Task brief | Say how many lines include "this", with no words around the number.

Extracted information |

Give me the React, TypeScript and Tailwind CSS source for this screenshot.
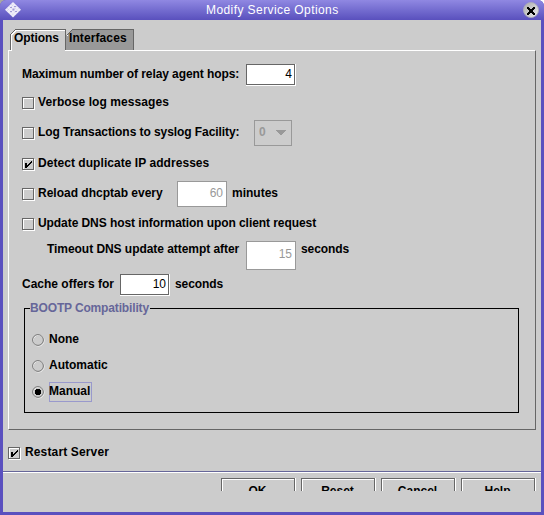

--

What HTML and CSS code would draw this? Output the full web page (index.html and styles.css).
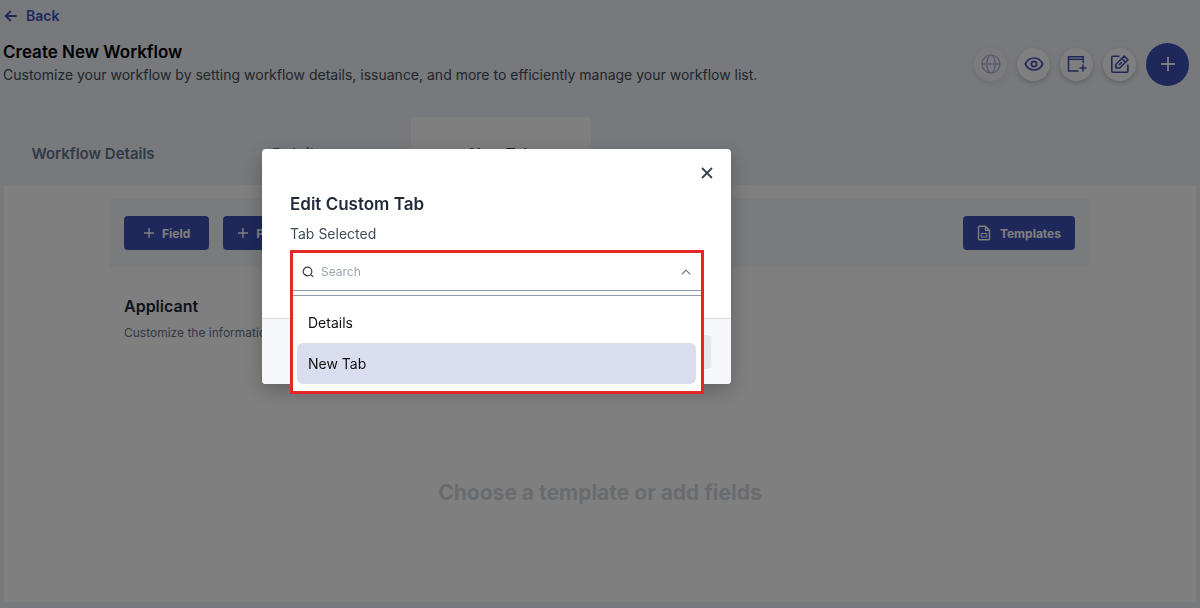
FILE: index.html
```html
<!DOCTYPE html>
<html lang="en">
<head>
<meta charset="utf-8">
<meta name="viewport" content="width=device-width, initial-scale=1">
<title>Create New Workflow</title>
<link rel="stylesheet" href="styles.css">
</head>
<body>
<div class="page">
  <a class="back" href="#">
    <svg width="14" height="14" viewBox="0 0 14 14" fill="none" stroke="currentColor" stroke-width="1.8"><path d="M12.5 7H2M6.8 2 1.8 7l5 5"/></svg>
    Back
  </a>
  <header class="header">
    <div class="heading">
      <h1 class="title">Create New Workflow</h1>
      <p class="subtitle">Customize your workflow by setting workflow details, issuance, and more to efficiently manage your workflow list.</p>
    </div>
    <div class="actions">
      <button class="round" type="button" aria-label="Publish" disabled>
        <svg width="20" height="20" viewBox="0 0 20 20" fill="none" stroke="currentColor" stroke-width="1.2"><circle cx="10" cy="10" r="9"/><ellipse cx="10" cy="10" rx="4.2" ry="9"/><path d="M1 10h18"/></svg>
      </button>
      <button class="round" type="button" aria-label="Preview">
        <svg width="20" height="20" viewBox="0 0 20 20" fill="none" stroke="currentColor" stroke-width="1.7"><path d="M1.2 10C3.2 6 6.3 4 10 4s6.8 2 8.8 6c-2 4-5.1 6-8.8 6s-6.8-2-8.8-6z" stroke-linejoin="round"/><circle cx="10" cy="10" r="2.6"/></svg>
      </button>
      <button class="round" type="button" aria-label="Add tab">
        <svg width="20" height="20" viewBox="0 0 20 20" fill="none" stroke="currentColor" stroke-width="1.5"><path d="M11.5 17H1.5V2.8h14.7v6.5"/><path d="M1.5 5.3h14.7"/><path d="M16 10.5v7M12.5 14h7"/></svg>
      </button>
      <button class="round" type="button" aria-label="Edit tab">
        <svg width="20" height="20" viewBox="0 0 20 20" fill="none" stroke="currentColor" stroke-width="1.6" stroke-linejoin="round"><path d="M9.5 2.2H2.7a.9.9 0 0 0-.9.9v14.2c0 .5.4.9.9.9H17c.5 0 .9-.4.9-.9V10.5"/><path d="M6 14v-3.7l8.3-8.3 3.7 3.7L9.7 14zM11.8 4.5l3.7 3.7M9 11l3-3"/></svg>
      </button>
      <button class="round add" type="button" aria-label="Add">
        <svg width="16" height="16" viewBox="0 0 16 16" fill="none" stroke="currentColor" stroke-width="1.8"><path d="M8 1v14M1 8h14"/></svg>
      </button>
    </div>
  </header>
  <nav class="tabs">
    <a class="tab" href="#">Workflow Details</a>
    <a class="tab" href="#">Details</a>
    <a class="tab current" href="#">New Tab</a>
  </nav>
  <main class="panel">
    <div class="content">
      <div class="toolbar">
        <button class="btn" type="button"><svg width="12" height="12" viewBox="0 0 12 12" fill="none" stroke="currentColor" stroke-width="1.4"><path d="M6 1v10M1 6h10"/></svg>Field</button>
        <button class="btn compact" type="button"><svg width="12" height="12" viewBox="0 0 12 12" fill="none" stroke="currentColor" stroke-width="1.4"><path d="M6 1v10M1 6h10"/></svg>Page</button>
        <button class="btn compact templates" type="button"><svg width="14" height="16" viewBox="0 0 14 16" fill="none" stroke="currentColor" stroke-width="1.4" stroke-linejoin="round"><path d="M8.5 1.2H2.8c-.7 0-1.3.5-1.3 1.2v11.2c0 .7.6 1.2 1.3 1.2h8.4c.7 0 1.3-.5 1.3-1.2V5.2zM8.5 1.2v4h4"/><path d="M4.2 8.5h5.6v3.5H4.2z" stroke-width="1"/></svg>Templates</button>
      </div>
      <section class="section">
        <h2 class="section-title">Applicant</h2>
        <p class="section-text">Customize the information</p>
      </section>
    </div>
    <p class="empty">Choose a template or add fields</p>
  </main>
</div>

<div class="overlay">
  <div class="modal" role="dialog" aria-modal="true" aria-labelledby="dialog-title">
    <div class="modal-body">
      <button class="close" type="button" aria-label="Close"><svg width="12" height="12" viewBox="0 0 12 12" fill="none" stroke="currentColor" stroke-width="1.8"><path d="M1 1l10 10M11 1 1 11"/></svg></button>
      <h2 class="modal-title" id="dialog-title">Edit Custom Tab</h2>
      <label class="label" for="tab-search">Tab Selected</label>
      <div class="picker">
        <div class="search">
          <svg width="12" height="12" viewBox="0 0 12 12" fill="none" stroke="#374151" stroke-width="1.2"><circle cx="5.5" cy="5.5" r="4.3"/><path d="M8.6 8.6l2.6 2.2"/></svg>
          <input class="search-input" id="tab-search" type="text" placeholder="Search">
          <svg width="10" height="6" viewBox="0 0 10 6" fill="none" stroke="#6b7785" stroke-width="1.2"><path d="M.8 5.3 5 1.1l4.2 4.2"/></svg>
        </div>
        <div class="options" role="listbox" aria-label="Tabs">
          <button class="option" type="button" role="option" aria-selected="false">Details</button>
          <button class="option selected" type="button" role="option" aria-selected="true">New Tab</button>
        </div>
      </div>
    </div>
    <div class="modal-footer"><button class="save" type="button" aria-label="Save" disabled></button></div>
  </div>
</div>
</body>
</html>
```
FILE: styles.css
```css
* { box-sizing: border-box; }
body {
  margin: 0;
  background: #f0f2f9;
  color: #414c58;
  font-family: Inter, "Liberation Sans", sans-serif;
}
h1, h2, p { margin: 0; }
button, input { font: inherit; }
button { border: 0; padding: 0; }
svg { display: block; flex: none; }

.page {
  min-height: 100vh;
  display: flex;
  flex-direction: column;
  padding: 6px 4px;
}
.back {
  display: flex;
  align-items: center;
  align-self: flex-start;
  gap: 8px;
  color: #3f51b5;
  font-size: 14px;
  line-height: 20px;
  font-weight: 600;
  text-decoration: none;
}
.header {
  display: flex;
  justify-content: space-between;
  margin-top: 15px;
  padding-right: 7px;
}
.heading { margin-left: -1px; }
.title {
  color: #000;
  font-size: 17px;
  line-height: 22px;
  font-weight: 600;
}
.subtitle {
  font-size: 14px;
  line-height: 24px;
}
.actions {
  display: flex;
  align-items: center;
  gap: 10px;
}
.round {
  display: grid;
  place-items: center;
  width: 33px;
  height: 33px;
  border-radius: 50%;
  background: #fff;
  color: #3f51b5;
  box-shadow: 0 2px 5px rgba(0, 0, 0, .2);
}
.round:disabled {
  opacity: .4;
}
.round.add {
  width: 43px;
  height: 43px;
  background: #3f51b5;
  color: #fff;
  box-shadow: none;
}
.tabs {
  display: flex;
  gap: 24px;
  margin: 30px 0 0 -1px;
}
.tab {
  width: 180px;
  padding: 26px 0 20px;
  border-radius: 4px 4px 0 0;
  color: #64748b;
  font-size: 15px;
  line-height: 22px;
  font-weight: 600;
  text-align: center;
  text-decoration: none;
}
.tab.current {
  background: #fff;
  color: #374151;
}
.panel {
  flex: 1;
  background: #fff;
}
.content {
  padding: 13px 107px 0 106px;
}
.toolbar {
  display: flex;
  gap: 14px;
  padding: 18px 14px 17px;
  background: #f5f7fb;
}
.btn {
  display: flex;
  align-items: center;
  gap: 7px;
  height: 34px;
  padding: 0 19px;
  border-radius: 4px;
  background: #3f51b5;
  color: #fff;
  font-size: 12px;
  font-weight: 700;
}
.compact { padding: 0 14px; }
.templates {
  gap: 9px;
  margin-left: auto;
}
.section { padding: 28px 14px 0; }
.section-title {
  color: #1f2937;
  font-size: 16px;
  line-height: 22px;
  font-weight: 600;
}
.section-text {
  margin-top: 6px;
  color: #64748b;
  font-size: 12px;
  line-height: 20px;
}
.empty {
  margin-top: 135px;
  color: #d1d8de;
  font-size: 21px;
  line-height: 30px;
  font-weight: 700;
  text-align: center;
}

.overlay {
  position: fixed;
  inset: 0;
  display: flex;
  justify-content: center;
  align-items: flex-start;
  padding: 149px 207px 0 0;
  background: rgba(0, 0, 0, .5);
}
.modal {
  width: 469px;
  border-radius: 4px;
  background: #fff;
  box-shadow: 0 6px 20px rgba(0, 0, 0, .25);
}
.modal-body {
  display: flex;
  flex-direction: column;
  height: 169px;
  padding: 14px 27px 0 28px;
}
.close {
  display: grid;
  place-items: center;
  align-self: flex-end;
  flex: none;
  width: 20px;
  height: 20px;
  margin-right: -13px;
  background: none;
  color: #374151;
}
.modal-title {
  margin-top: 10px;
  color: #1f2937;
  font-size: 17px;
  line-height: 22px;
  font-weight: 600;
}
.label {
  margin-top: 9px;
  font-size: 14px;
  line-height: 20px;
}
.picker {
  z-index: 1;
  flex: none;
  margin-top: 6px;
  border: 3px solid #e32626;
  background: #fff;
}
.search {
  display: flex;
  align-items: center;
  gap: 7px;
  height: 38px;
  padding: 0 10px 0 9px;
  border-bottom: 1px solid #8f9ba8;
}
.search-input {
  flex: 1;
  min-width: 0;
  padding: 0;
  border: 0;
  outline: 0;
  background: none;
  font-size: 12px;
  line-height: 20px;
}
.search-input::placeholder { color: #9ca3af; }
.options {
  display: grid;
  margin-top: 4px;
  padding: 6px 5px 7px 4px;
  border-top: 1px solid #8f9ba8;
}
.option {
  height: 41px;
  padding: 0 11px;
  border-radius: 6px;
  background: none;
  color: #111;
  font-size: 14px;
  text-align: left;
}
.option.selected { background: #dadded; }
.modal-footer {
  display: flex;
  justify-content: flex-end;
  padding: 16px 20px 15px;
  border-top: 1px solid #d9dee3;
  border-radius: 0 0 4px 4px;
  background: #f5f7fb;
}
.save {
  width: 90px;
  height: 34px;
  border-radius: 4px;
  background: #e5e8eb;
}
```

Answer in full | 2